Sunday, August 26, 2007
Driveway Zen

But now, here I am, weeding my driveway in Alaska. Actually, I'm pretty casual about weeding the driveway, only getting serious about the whole thing when the house starts looking like an abandoned building - since I'm not anxious to come home and find squatters setting up housekeeping on my porch. Well, and even that isn't too probable in Alaska. Up here we cultivate an air of gentle dishevelment in our living spaces, and the sophisticated squatter would know that, barring a fallen in roof and 24 inch gaps in the flooring, the most crumbling and humble of homes is still likely occupied.
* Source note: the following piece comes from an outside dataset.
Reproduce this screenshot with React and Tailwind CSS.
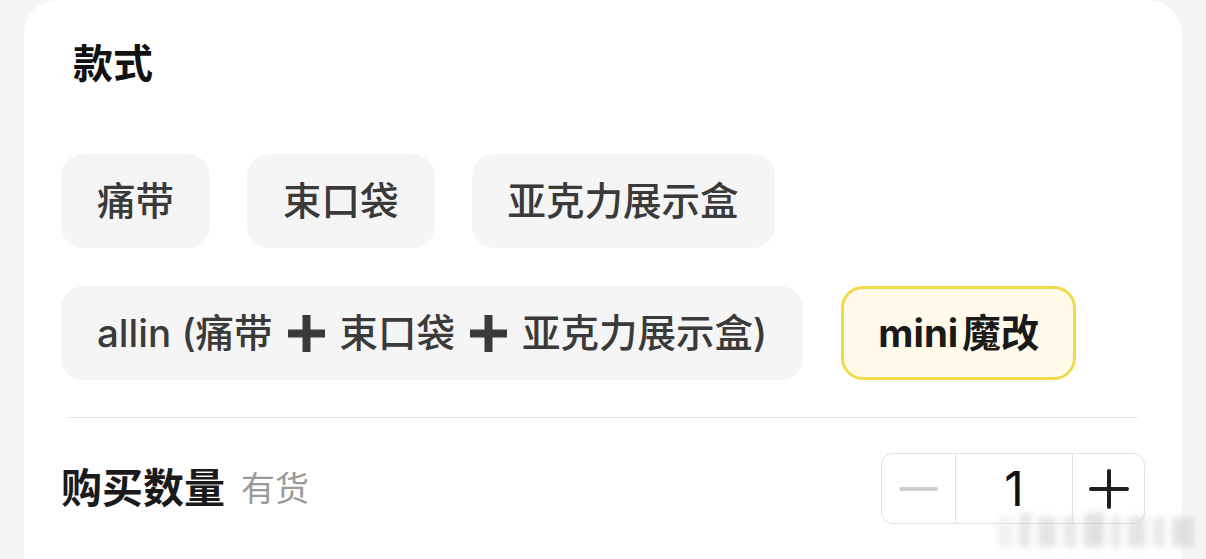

I've gotten particular about what I pull up from the driveway. Every year I'm visited by the progeny of a group of pansies I planted the first year I lived in my house. I planted them in an actual flower garden, and how they migrated to the driveway remains a mystery. But I love them and so every year, at randomly spaced intervals scattered across the drive, their colorful heads wave happily at me when I come and go from my house.
Anyway, the picture is an actual close up of a bit of my driveway. The moss is nice, don't you think?